My hilarity was due partly to the way you expressed yourself, and partly to the inference I drew, erroneously I’m sure, that Europeans were completely ignorant in matters of warfare until the Americans came along and showed us what to do.
I’ve seen so many movies in which the US won the war single-handed that I’ve obviously been brainwashed into thinking it’s true.
No. What people are saying is that using people like Bin Laden is foolhardy and downright dangerous-even if they don’t attack US, per se, we’re creating a monster.
As for OBL, he was not trained in the “art” of hijacking airplanes, or suicide bombing, by the United States. If there is any point to the argument you don’t like, it is that now we have to deal with the training we gave him. I said something along those lines. Soon we may be in a “shooting war” with him, and he knows some of our tactics. Point? None, really, except he may be able to kill more Americans as a result.
It’s possible that without training from the US, bin Laden et al may not have had the tools to rise to the position they did, but it does not necessarily follow. It’s a post hoc, ergo propter hoc error in logic. Bin Laden leads his followers by catering to an extreme fundamentalist Islamic belief system. He didn’t learn that from the US. As has been discussed ad nauseum, his guerilla training does not translate directly to the type of terrorism he now employs. He is intelligent (he has a civil engineering degree), he is radical, he volunteered for the mujahedeen, he founded the al Qaeda (whose original purpose was to channel fighters and funds to Afghani fighters) of his own volition. Unless someone can build a case on something other than ‘it happened after, so it was caused by’, I humbly submit that bin Laden is intelligent, driven, and disturbed enough to rise to his position with or without guerilla training from the US. Admitting this is pure speculation: he was exhilarated by the war against the Soviets, and when that conflict ended, he needed to fulfill his desire for conflict and the adulation he received as a result of his leadership. He needed a new common enemy to continue the existence he had built for himself.
*Mrs. Rabinowitz is sitting on the beach with her little grandson, who is playing in the
sand with a pail and shovel when a great tidal wave suddenly appears and sweeps him out to sea.
Mrs. Rabinowitz (shaking her fist at the sky): God, bring him back! Bring that little boy right back!
Another tidal wave appears and deposits the grandson on the beach, next to Mrs. Rabinowitz.
Mrs. Rabinowitz (after scrutinizing the child for a minute): God, he had a hat!*
When I was in first grade, we were trained to hide under our desks, in case of nuclear attack. That was even before the H-bomb. Over 35 years, the cold war was successfully led by Presidents from Truman to Reagan. Fortunately an evil form of totalitarian government has been mostly replaced with democracy, and nuclear war has been averted.
black455, you should be on your knees thanking all those who brought the cold war to a successful conclusion, not carping at them for what you think may have been a single tactical error.
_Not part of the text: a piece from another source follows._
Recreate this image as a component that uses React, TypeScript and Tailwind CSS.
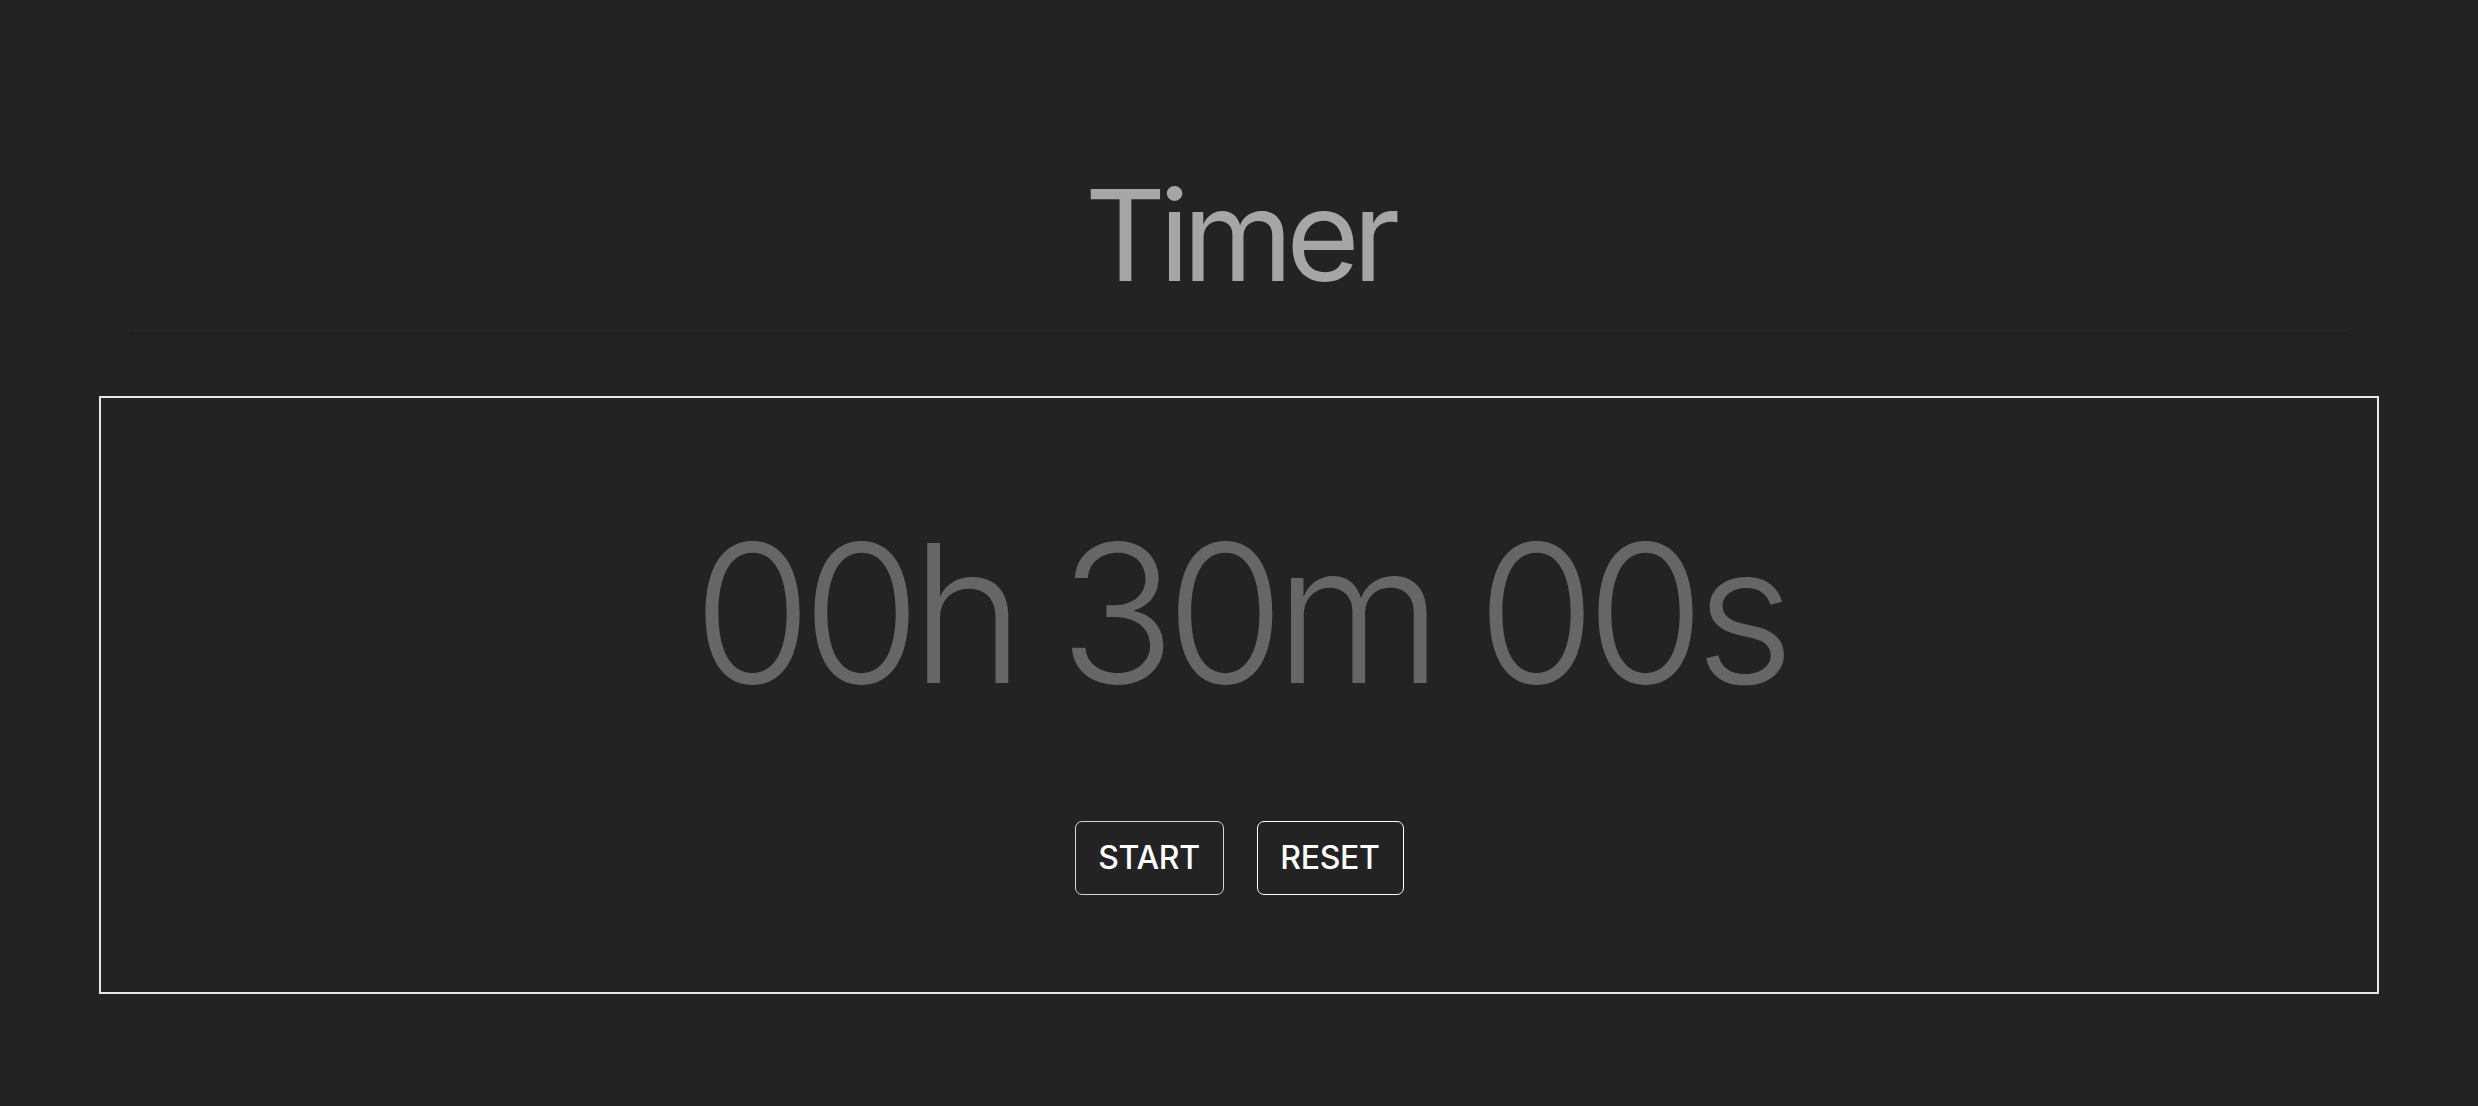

Guin: Condoning what? Certainly not terrorism. You may have a point that the US has no business training rebels because someone has declared them the lesser of two evils; and you are welcome to it. But please provide a cite suggesting that these people are taught terror methods. Please supply a study indicating an individual who is trained by the US military in some way is more likely to become a petty warlord than someone with a differing military background. Your bin Laden and Pinochet examples are merely anecdotal. What about scores of persons trained by American military advisors who do not go on to cause problems?
Your change in tenses is odd. You’re arguing that by commiting an action in the past we therefore are currently condoning an action (past or present)? Could you be clearer as to why that is so? Because I don’t understand why that necessarily follows.
And it’s also unclear to me what your “it” refers to. The war against the Soviets in Afghanistan that was the reason we supported bin Laden and others like him over a decade ago? Certainly we condoned it then, and I suppose we’d probably still condone it now, though I’m not sure of the relevance. Or are you refering to current acts of terrorism? Again, I don’t see how that follows. Unless bin Laden’s current actions were reasonably forseeable during the time we were aiding him (and if it was, I’d like to see some evidence of it), we had no way of knowing then what he would be doing now.
George Washington was trained by the British (he served for a time under the British general Edward Braddock during the French and Indian War), does that then mean that the British Empire condoned his fight against them during the Revolution?